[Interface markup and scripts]
>>>

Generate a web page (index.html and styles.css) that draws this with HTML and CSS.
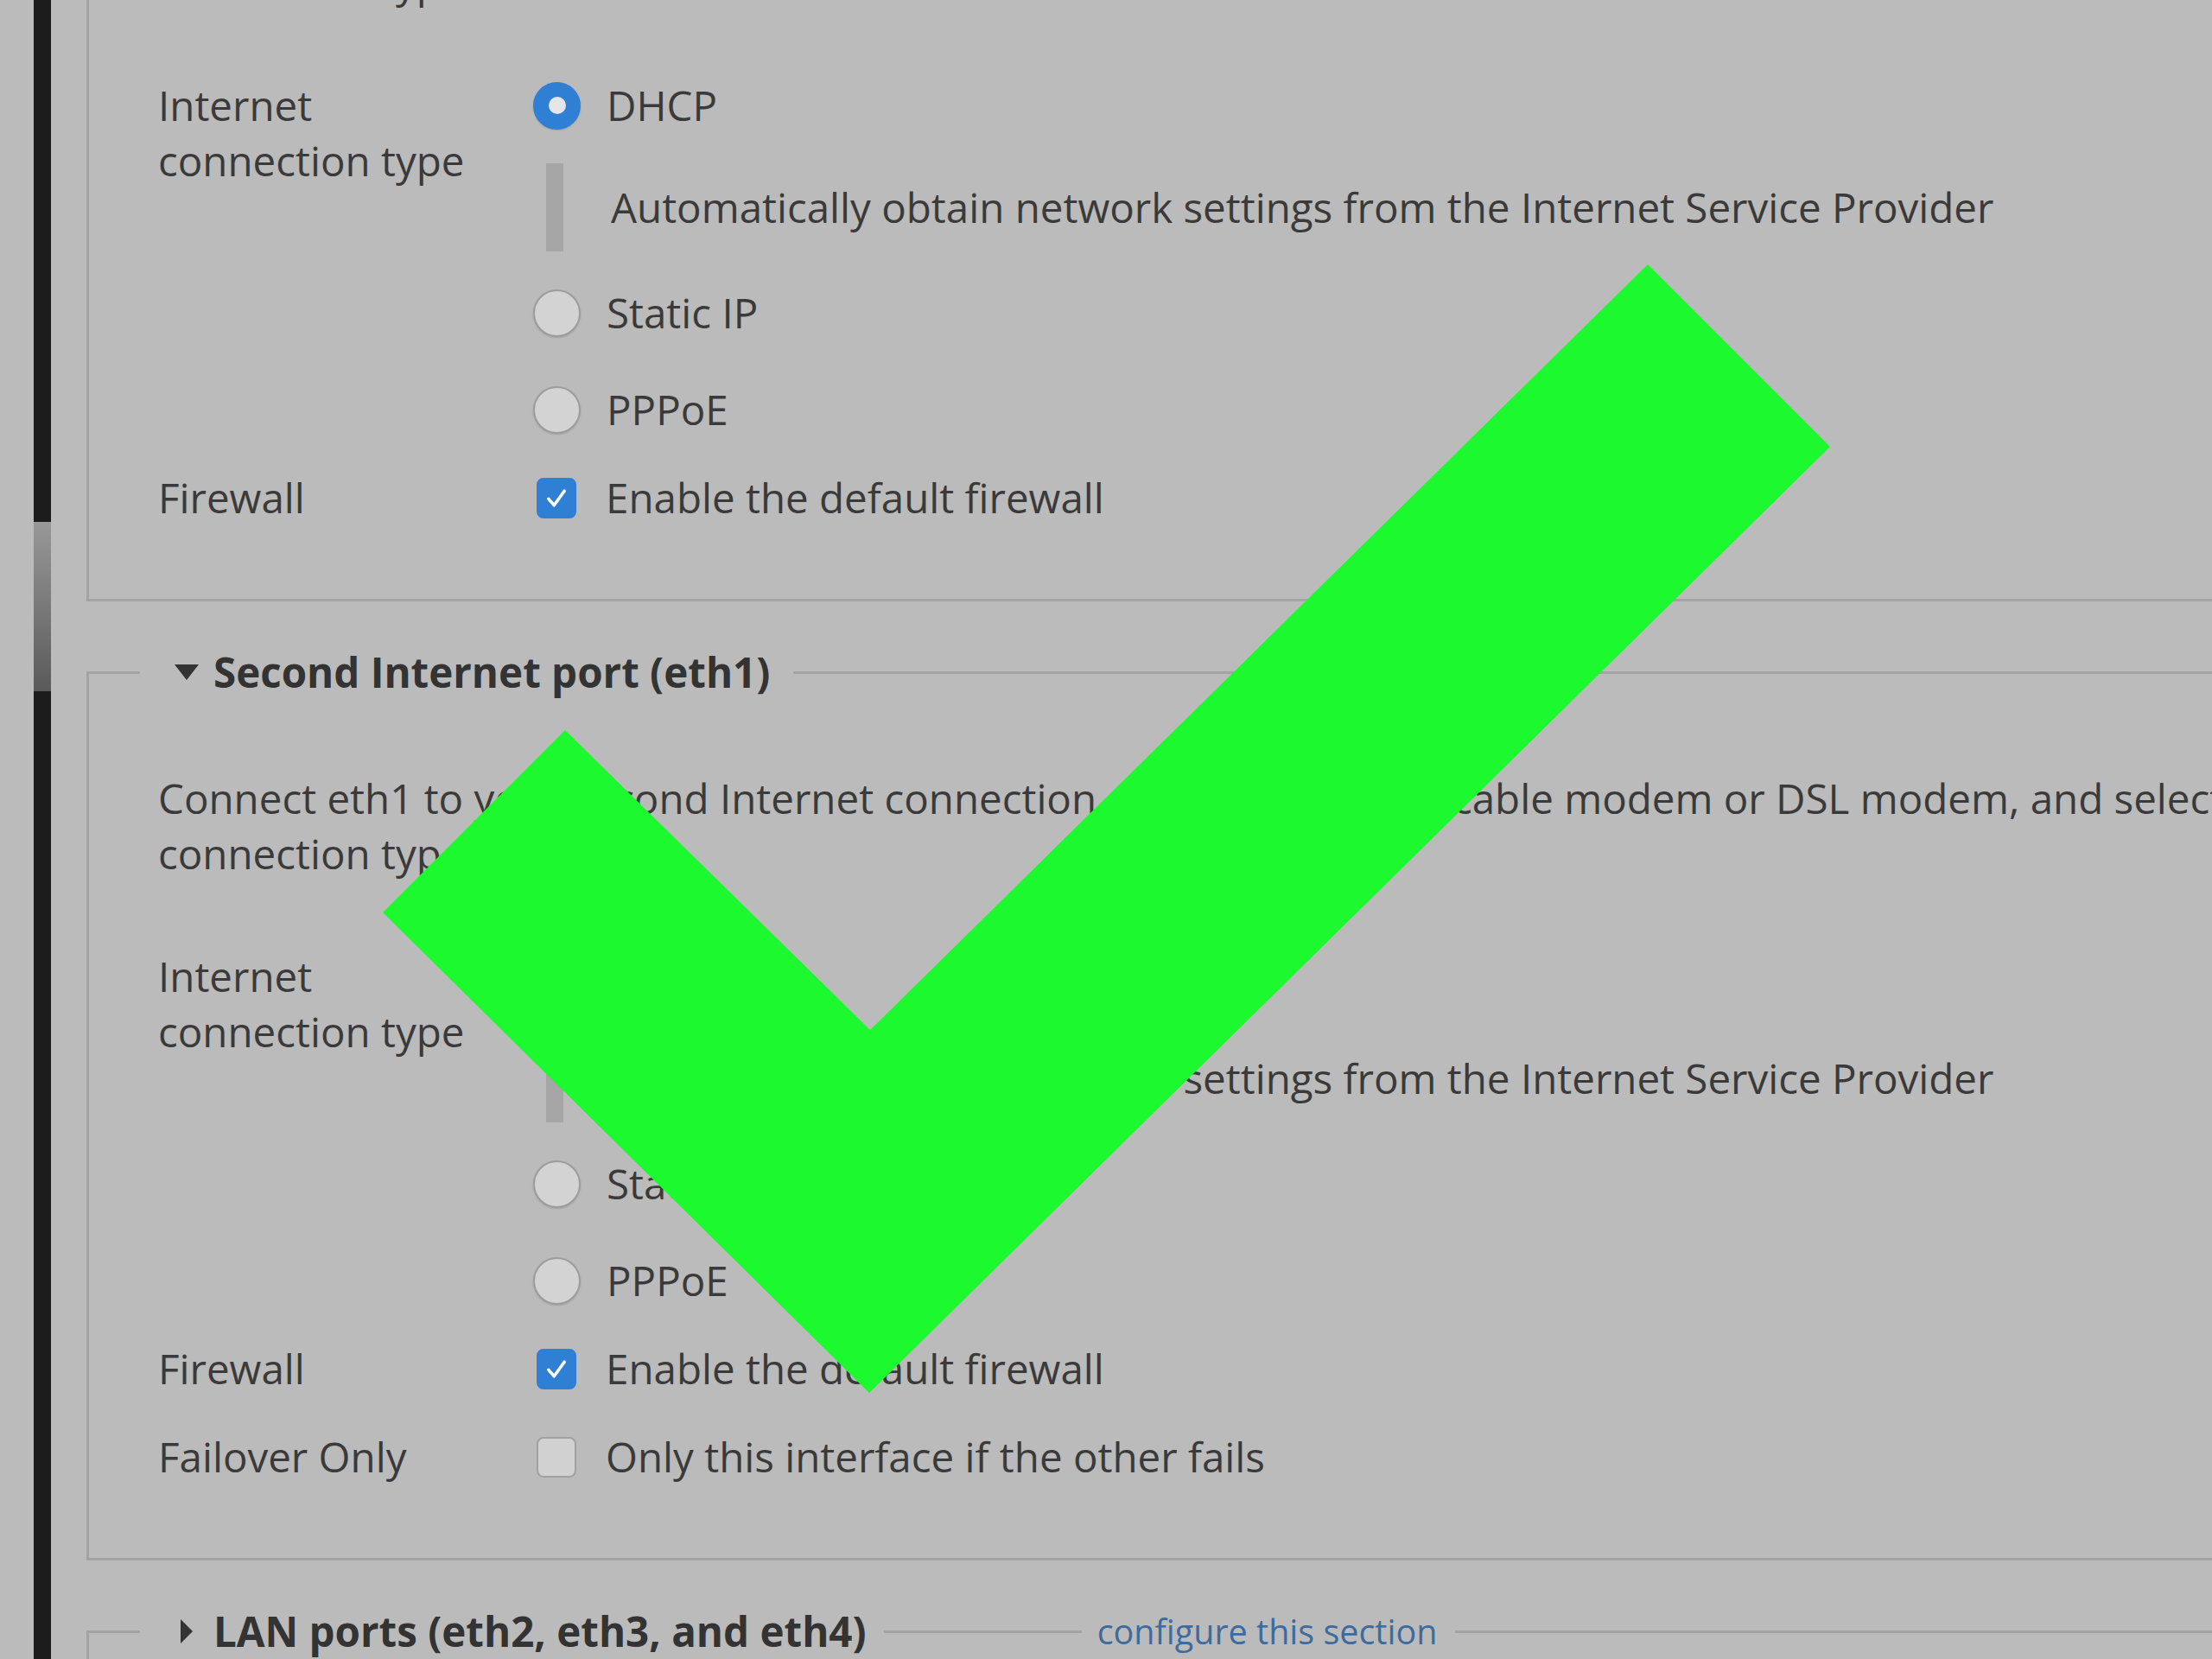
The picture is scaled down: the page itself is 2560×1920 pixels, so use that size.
FILE: index.html
```html
<!DOCTYPE html>
<html lang="en">
<head>
    <meta charset="UTF-8">
    <meta name="viewport" content="width=device-width, initial-scale=1.0">
    <title>Router setup</title>
    <link rel="stylesheet" href="styles.css">
</head>
<body>
    <div class="gutter"></div>
    <div class="scrollbar"><div class="thumb"></div></div>

    <main class="settings">
        <fieldset class="panel panel-first">
            <legend><span class="caret caret-open"></span>First Internet port (eth0)</legend>
            <p class="intro">Connect eth0 to your first Internet connection, such as a primary cable modem or DSL modem, and select the connection type.</p>

            <div class="field">
                <div class="field-label">Internet connection type</div>
                <div class="field-control">
                    <label class="option"><span class="radio checked"></span>DHCP</label>
                    <div class="hint">Automatically obtain network settings from the Internet Service Provider</div>
                    <label class="option"><span class="radio"></span>Static IP</label>
                    <label class="option"><span class="radio"></span>PPPoE</label>
                </div>
            </div>
            <div class="field">
                <div class="field-label">Firewall</div>
                <div class="field-control">
                    <label class="option">
                        <span class="checkbox checked"><svg viewBox="0 0 46 46"><path d="M13 24 L20 32 L33 14"/></svg></span>
                        Enable the default firewall
                    </label>
                </div>
            </div>
        </fieldset>

        <fieldset class="panel">
            <legend><span class="caret caret-open"></span>Second Internet port (eth1)</legend>
            <p class="intro">Connect eth1 to your second Internet connection, such as a second cable modem or DSL modem, and select the connection type.</p>

            <div class="field">
                <div class="field-label">Internet connection type</div>
                <div class="field-control">
                    <label class="option"><span class="radio checked"></span>DHCP</label>
                    <div class="hint">Automatically obtain network settings from the Internet Service Provider</div>
                    <label class="option"><span class="radio"></span>Static IP</label>
                    <label class="option"><span class="radio"></span>PPPoE</label>
                </div>
            </div>
            <div class="field">
                <div class="field-label">Firewall</div>
                <div class="field-control">
                    <label class="option">
                        <span class="checkbox checked"><svg viewBox="0 0 46 46"><path d="M13 24 L20 32 L33 14"/></svg></span>
                        Enable the default firewall
                    </label>
                </div>
            </div>
            <div class="field">
                <div class="field-label">Failover Only</div>
                <div class="field-control">
                    <label class="option"><span class="checkbox"></span>Only this interface if the other fails</label>
                </div>
            </div>
        </fieldset>

        <fieldset class="panel panel-closed">
            <legend>
                <span class="caret caret-shut"></span>LAN ports (eth2, eth3, and eth4)
                <span class="legend-rule"></span>
                <a href="#" class="configure">configure this section</a>
            </legend>
        </fieldset>
    </main>

    <!-- big green tick laid over the page -->
    <svg class="tick" viewBox="0 0 2560 1920">
        <polygon points="654,845 443,1056 1006,1612 2118,517 1907,306 1007,1192"/>
    </svg>
</body>
</html>
```

FILE: styles.css
```css
body{
    margin: 0;
    height: 1920px;
    overflow: hidden;
    position: relative;
    display: flex;
    background-color: #bbbbbb;
    color: #3a3a3a;
    font-family: "Open Sans", "Liberation Sans", sans-serif;
    font-size: 47.5px;
    line-height: 64px;
}

.gutter{
    width: 39px;
    flex: none;
}
.scrollbar{
    width: 20px;
    flex: none;
    background-color: #1c1c1c;
}
.thumb{
    margin-top: 604px;
    height: 196px;
    background: linear-gradient(#989898, #5a5a5a);
}

.settings{
    width: 2644px;
    flex: none;
}

.panel{
    margin: 50px 0 0 41px;
    padding: 82px 0 85px 80px;
    border: 3px solid #a3a3a3;
    min-width: 0;
}
.panel-first{
    margin-top: -262px;
}
.panel-closed{
    height: 400px;
}

legend{
    display: flex;
    align-items: center;
    margin-left: -21px;
    padding: 0 27px 0 39px;
    font-size: 47.5px;
    font-weight: 700;
    line-height: 64px;
    color: #333;
}
.caret{
    width: 29px;
    height: 29px;
    margin-right: 17px;
    display: flex;
    align-items: center;
    justify-content: center;
}
.caret::before{
    content: "";
    border-style: solid;
    border-color: transparent;
}
.caret-open::before{
    border-width: 18px 14px 0 14px;
    border-top-color: #333;
}
.caret-shut::before{
    border-width: 14px 0 14px 14px;
    border-left-color: #333;
}
.legend-rule{
    width: 229px;
    height: 3px;
    margin: 0 18px 0 20px;
    background-color: #a3a3a3;
}
.configure{
    color: #3e6b9d;
    font-size: 39.5px;
    font-weight: 400;
    text-decoration: none;
    margin-right: -6px;
}

.intro{
    margin: 0 0 78px;
}

.field{
    display: grid;
    grid-template-columns: 434px 1fr;
    margin-top: 38px;
}
.intro + .field{
    margin-top: 0;
}
.field-label{
    padding-right: 30px;
}

.option{
    display: flex;
    align-items: center;
    height: 64px;
}
.option + .option{
    margin-top: 48px;
}

.radio{
    width: 51px;
    height: 51px;
    margin-right: 30px;
    border: 2px solid #9d9d9d;
    border-radius: 50%;
    background-color: #d3d3d3;
    box-shadow: 0 1px 2px rgba(0, 0, 0, 0.15);
    display: flex;
    align-items: center;
    justify-content: center;
    flex: none;
}
.radio.checked{
    border-color: #2f80d5;
    background-color: #2f80d5;
}
.radio.checked::after{
    content: "";
    width: 20px;
    height: 20px;
    border-radius: 50%;
    background-color: #e6e6e6;
}

.checkbox{
    width: 42px;
    height: 43px;
    margin: 0 34px 0 4px;
    border: 2px solid #a1a1a1;
    border-radius: 8px;
    background-color: #d1d1d1;
    flex: none;
}
.checkbox.checked{
    border-color: #2f7fd4;
    background-color: #2f7fd4;
}
.checkbox svg{
    display: block;
    width: 100%;
    height: 100%;
}
.checkbox path{
    fill: none;
    stroke: #fff;
    stroke-width: 4;
    stroke-linecap: round;
    stroke-linejoin: round;
}

.hint{
    height: 102px;
    margin: 35px 0 39px 15px;
    padding-left: 55px;
    border-left: 20px solid #a6a6a6;
    display: flex;
    align-items: center;
    white-space: nowrap;
}

.tick{
    position: absolute;
    top: 0;
    left: 0;
    width: 2560px;
    height: 1920px;
    pointer-events: none;
}
.tick polygon{
    fill: #1df92f;
}
```
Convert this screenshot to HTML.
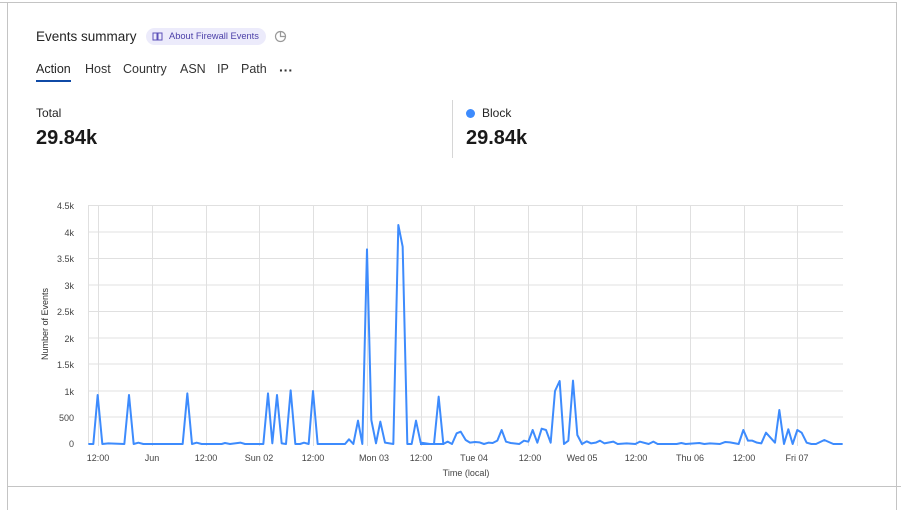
<!DOCTYPE html>
<html><head><style>
body{margin:0;width:901px;height:510px;background:#fff;font-family:"Liberation Sans",sans-serif;color:#1f1f1f;position:relative;overflow:hidden}
.a{position:absolute;white-space:nowrap}
</style></head><body>
<div class="a" style="left:0;top:2px;width:897px;height:1px;background:#c4c4c4"></div>
<div class="a" style="left:7px;top:486px;width:894px;height:1px;background:#c4c4c4"></div>
<div class="a" style="left:7px;top:2px;width:1px;height:508px;background:#c4c4c4"></div>
<div class="a" style="left:896px;top:2px;width:1px;height:508px;background:#c4c4c4"></div>
<div class="a" style="left:36px;top:29px;font-size:13.5px;color:#242424">Events summary</div>
<div class="a" style="left:146px;top:28px;width:120px;height:17px;border-radius:9px;background:#ecebfb"></div>
<svg class="a" style="left:152px;top:31px" width="12" height="11" viewBox="0 0 12 11"><path d="M1 2h4v7H1zM6 2h4v7H6z" fill="none" stroke="#5b50b8" stroke-width="1"/></svg>
<div class="a" style="left:169px;top:31px;font-size:9.3px;color:#4b3fa8">About Firewall Events</div>
<svg class="a" style="left:274px;top:30px" width="13" height="13" viewBox="0 0 13 13"><circle cx="6.5" cy="6.5" r="5" fill="none" stroke="#999" stroke-width="1.2"/><path d="M6.5 1.5v5h5" fill="none" stroke="#999" stroke-width="1.2"/></svg>
<div class="a" style="left:36px;top:62px;font-size:12.5px;color:#242424">Action</div>
<div class="a" style="left:36px;top:80px;width:35px;height:2px;background:#0f4aa6"></div>
<div class="a" style="left:85px;top:62px;font-size:12.5px;color:#333">Host</div>
<div class="a" style="left:123px;top:62px;font-size:12.5px;color:#333">Country</div>
<div class="a" style="left:180px;top:62px;font-size:12.5px;color:#333">ASN</div>
<div class="a" style="left:217px;top:62px;font-size:12.5px;color:#333">IP</div>
<div class="a" style="left:241px;top:62px;font-size:12.5px;color:#333">Path</div>
<div class="a" style="left:279px;top:62px;font-size:14px;font-weight:bold;color:#333">···</div>
<div class="a" style="left:36px;top:106px;font-size:12px;color:#242424">Total</div>
<div class="a" style="left:36px;top:127px;font-size:20px;font-weight:bold;color:#1a1a1a">29.84k</div>
<div class="a" style="left:452px;top:100px;width:1px;height:58px;background:#d6d6d6"></div>
<div class="a" style="left:466px;top:109px;width:9px;height:9px;border-radius:50%;background:#3d8bfd"></div>
<div class="a" style="left:482px;top:106px;font-size:12px;color:#242424">Block</div>
<div class="a" style="left:466px;top:127px;font-size:20px;font-weight:bold;color:#1a1a1a">29.84k</div>
<svg class="a" style="left:0;top:0" width="901" height="510">
<g stroke="#e0e0e0" stroke-width="1">
<line x1="88" y1="205.5" x2="843" y2="205.5"/><line x1="88" y1="232" x2="843" y2="232"/><line x1="88" y1="285" x2="843" y2="285"/><line x1="88" y1="338" x2="843" y2="338"/><line x1="88" y1="364" x2="843" y2="364"/><line x1="88" y1="391" x2="843" y2="391"/><line x1="88" y1="417" x2="843" y2="417"/><line x1="88" y1="258.5" x2="843" y2="258.5"/><line x1="88" y1="311.5" x2="843" y2="311.5"/>
<line x1="88.5" y1="205" x2="88.5" y2="444"/>
<line x1="98.5" y1="205" x2="98.5" y2="446"/><line x1="152.5" y1="205" x2="152.5" y2="446"/><line x1="206.5" y1="205" x2="206.5" y2="446"/><line x1="259.5" y1="205" x2="259.5" y2="446"/><line x1="313.5" y1="205" x2="313.5" y2="446"/><line x1="367.5" y1="205" x2="367.5" y2="446"/><line x1="421.5" y1="205" x2="421.5" y2="446"/><line x1="474.5" y1="205" x2="474.5" y2="446"/><line x1="528.5" y1="205" x2="528.5" y2="446"/><line x1="582.5" y1="205" x2="582.5" y2="446"/><line x1="636.5" y1="205" x2="636.5" y2="446"/><line x1="690.5" y1="205" x2="690.5" y2="446"/><line x1="744.5" y1="205" x2="744.5" y2="446"/><line x1="797.5" y1="205" x2="797.5" y2="446"/>
</g>
<g font-size="9" fill="#444" text-anchor="end" font-family="Liberation Sans,sans-serif">
<text x="74" y="209">4.5k</text><text x="74" y="236">4k</text><text x="74" y="262">3.5k</text><text x="74" y="289">3k</text><text x="74" y="315">2.5k</text><text x="74" y="342">2k</text><text x="74" y="368">1.5k</text><text x="74" y="395">1k</text><text x="74" y="421">500</text><text x="74" y="447">0</text>
</g>
<text transform="translate(48,324) rotate(-90)" font-size="9" fill="#333" text-anchor="middle" font-family="Liberation Sans,sans-serif">Number of Events</text>
<g font-size="9" fill="#444" text-anchor="middle" font-family="Liberation Sans,sans-serif">
<text x="98" y="461">12:00</text><text x="152" y="461">Jun</text><text x="206" y="461">12:00</text><text x="259" y="461">Sun 02</text><text x="313" y="461">12:00</text><text x="374" y="461">Mon 03</text><text x="421" y="461">12:00</text><text x="474" y="461">Tue 04</text><text x="530" y="461">12:00</text><text x="582" y="461">Wed 05</text><text x="636" y="461">12:00</text><text x="690" y="461">Thu 06</text><text x="744" y="461">12:00</text><text x="797" y="461">Fri 07</text>
<text x="466" y="476">Time (local)</text>
</g>
<g transform="translate(30,190) scale(0.33333)" fill="none" stroke="#3d8bfd" stroke-width="6" stroke-linejoin="round">
<polyline points="175,762 190,762 203,615 217,762 235,760 283,762 297,615 311,762 325,758 340,762 458,762 472,610 486,762 500,758 515,762 575,762 585,759 600,762 632,758 645,762 700,762 714,610 727,760 741,615 755,760 768,762 782,601 796,762 810,762 822,758 836,762 849,603 863,762 945,762 957,748 970,762 984,692 997,762 1011,178 1024,690 1038,760 1051,695 1065,758 1090,762 1105,105 1118,170 1132,762 1145,762 1158,692 1172,758 1200,762 1224,762 1242,762"/>
</g>
<g transform="translate(420,190) scale(0.33333)" fill="none" stroke="#3d8bfd" stroke-width="6" stroke-linejoin="round">
<polyline points="0,762 42,762 56,620 70,762 83,755 96,762 110,730 122,725 137,750 150,758 165,756 178,757 192,762 205,758 218,759 232,752 245,720 258,755 272,759 298,762 312,752 325,755 338,720 352,758 365,716 378,720 392,758 405,603 419,573 432,762 445,752 459,572 472,735 486,762 500,754 513,760 527,758 540,752 553,760 580,755 593,762 620,760 646,762 660,755 686,762 700,755 713,762 770,762 784,759 797,762 838,759 853,762 870,760 900,762 916,756 930,757 956,762 970,720 984,752 997,752 1011,758 1024,760 1038,728 1065,758 1078,660 1092,762 1105,718 1118,762 1132,720 1145,728 1160,758 1174,762 1188,762 1213,750 1240,762 1268,762"/>
</g>
</svg>
</body></html>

<<<

Task prompt:
In the entries above, identify each line that includes the string "index", then copy it.

Exercise answer:
Generate a web page (index.html and styles.css) that draws this with HTML and CSS.
FILE: index.html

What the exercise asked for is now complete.